EXERCISE PROMPT - Collect all the lines that mention the word "styles".

:: DATA RECORDS ::

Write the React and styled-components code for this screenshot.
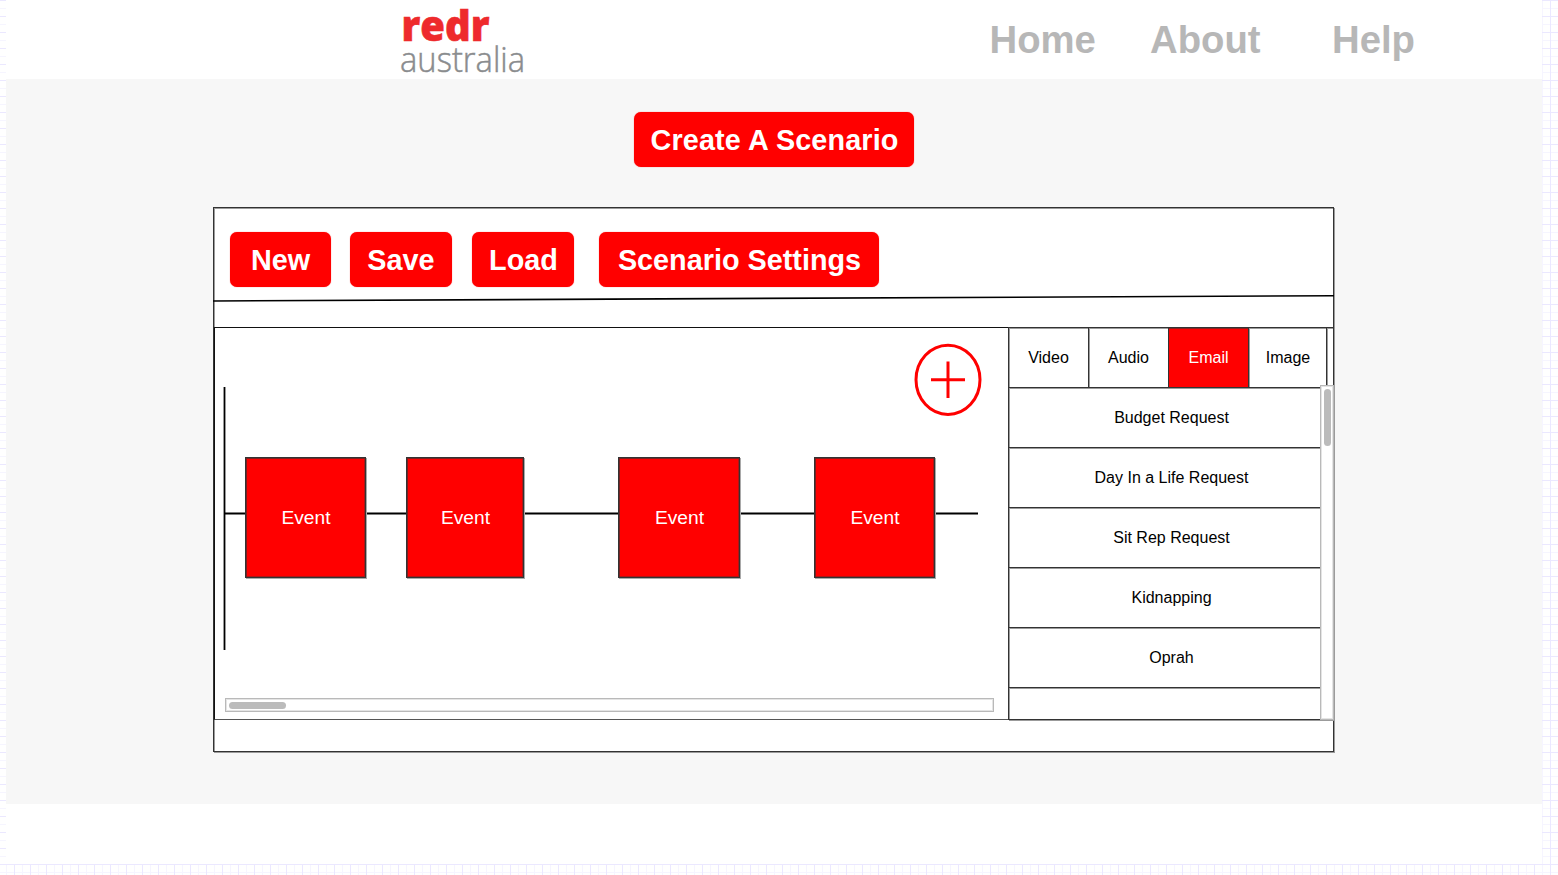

:::
:: DATA RECORDS ::

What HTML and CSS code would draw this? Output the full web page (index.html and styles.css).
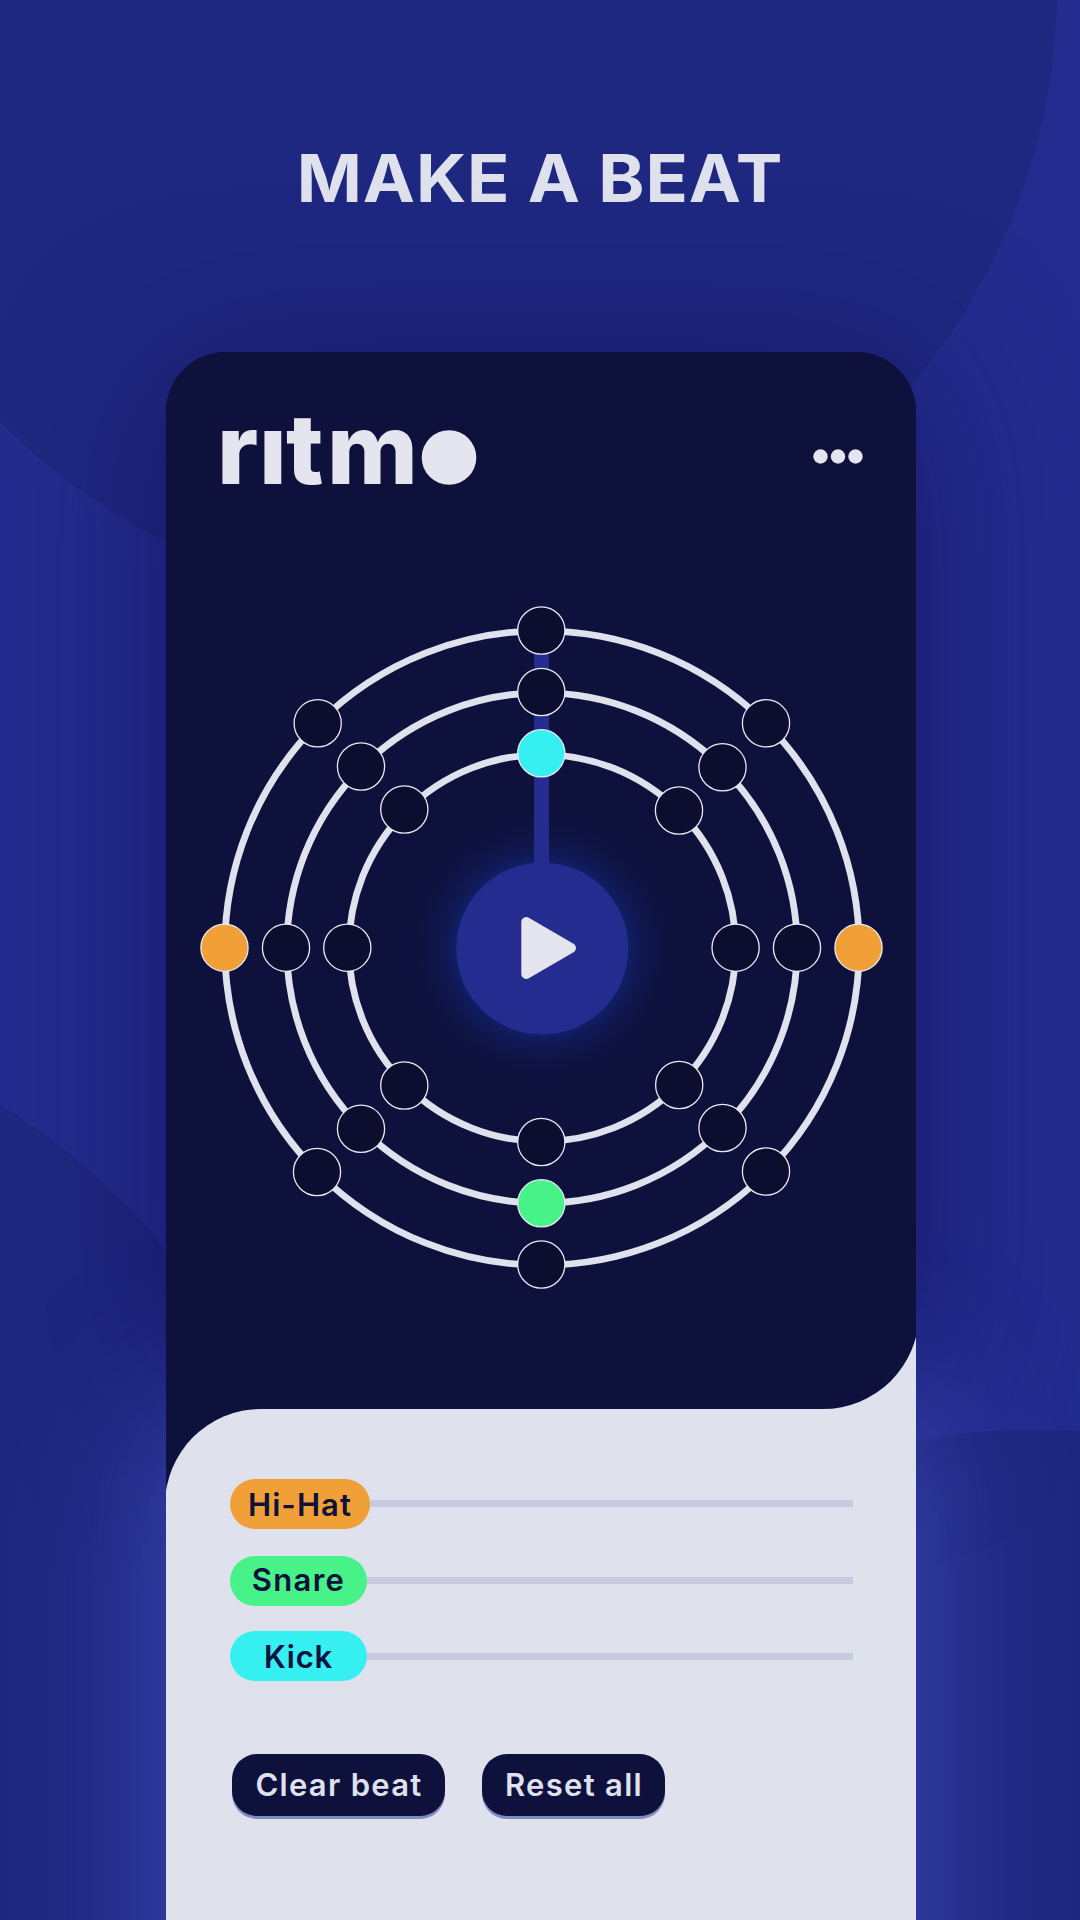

:::
:: DATA RECORDS ::

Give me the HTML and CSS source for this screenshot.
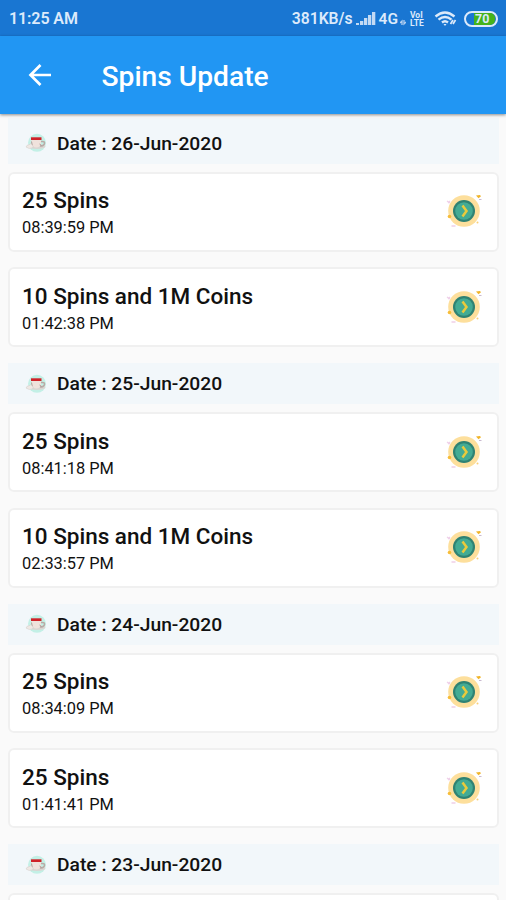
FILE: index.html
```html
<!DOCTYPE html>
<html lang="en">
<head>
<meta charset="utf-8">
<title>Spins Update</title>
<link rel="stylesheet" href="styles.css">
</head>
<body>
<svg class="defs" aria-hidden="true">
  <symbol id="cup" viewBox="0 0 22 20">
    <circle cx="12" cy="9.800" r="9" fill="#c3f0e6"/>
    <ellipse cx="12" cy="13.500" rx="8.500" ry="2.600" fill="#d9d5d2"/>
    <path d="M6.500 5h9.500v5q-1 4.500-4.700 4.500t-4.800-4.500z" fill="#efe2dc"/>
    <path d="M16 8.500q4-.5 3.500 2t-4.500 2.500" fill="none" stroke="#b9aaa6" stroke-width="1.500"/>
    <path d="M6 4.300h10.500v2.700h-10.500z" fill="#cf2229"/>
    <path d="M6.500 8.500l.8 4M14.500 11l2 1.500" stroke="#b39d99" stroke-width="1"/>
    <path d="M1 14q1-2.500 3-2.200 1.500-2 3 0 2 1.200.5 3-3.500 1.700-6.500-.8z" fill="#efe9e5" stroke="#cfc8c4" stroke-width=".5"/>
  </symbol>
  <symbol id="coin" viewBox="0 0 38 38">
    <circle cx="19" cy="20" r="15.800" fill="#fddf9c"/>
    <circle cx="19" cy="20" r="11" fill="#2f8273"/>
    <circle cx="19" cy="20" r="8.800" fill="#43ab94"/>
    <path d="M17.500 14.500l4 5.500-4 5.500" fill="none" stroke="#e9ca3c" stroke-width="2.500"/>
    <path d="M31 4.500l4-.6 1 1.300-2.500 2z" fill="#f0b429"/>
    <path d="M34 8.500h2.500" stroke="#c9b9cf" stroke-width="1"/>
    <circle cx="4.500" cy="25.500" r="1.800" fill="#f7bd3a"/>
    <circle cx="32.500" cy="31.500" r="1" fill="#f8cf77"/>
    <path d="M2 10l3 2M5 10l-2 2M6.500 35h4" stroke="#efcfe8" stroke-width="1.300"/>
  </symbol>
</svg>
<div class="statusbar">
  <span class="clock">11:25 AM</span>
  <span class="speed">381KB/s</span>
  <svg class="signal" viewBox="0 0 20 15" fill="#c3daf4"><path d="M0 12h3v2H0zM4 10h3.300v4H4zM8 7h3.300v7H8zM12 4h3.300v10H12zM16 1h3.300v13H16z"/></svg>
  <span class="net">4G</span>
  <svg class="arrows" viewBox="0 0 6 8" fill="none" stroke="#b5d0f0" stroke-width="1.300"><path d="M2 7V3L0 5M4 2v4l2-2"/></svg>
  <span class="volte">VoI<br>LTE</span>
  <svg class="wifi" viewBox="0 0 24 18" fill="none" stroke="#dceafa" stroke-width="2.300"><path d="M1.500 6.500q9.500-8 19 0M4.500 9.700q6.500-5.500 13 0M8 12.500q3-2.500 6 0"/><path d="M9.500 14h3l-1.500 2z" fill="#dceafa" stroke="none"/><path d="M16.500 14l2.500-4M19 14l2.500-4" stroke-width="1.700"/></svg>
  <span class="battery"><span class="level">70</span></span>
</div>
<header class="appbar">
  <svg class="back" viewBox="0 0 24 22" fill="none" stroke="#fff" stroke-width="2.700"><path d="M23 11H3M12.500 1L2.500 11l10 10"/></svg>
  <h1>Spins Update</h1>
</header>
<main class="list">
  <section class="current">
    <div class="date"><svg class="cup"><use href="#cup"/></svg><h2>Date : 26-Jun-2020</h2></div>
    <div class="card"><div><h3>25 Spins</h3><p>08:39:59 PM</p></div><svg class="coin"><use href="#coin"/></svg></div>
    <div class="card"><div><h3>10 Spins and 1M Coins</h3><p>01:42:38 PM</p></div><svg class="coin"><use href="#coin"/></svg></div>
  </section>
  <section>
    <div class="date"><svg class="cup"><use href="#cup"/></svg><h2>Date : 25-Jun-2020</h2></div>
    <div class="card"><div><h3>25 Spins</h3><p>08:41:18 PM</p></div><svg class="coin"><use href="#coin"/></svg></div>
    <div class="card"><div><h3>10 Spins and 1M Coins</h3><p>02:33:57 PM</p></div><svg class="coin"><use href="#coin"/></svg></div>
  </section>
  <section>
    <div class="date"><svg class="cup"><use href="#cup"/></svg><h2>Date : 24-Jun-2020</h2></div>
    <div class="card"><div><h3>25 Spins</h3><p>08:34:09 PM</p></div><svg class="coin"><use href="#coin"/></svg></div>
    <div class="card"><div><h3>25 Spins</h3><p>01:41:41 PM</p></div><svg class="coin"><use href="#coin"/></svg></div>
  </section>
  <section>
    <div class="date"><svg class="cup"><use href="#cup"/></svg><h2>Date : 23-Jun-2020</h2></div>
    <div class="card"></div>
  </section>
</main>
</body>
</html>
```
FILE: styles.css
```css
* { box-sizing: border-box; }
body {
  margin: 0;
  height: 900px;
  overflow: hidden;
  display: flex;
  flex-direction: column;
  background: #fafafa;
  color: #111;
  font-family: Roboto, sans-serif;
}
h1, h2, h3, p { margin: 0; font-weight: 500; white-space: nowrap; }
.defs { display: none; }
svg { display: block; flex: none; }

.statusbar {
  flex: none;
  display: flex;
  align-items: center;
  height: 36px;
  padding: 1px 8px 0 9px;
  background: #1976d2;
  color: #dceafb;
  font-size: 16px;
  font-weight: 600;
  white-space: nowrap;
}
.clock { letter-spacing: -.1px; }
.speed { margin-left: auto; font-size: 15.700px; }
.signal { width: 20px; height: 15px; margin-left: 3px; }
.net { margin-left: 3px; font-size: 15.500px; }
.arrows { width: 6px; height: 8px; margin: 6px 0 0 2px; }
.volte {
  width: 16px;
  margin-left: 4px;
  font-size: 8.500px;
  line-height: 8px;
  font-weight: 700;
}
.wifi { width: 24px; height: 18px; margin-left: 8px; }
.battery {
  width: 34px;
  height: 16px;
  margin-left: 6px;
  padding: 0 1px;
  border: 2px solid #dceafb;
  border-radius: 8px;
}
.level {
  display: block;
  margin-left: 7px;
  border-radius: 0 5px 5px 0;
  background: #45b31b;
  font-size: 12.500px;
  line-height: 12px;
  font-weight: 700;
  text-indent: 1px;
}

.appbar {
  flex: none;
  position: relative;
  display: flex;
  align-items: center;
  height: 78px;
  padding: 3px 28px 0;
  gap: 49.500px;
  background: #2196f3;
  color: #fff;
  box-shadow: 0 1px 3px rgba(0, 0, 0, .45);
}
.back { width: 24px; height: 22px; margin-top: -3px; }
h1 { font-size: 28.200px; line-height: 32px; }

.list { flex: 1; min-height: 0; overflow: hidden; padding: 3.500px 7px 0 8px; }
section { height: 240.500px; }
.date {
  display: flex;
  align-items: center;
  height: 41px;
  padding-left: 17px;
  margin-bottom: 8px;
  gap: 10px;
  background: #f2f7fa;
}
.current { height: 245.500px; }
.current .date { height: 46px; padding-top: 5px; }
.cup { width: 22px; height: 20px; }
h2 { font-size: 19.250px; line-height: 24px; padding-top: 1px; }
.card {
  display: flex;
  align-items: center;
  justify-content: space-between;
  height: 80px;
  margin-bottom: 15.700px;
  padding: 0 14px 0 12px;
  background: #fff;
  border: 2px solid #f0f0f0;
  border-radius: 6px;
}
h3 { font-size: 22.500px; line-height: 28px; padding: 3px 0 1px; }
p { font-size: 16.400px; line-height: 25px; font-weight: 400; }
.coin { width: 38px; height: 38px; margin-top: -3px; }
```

:::

THE COMPLETED TASK -
What HTML and CSS code would draw this? Output the full web page (index.html and styles.css).
<link rel="stylesheet" href="styles.css">
FILE: styles.css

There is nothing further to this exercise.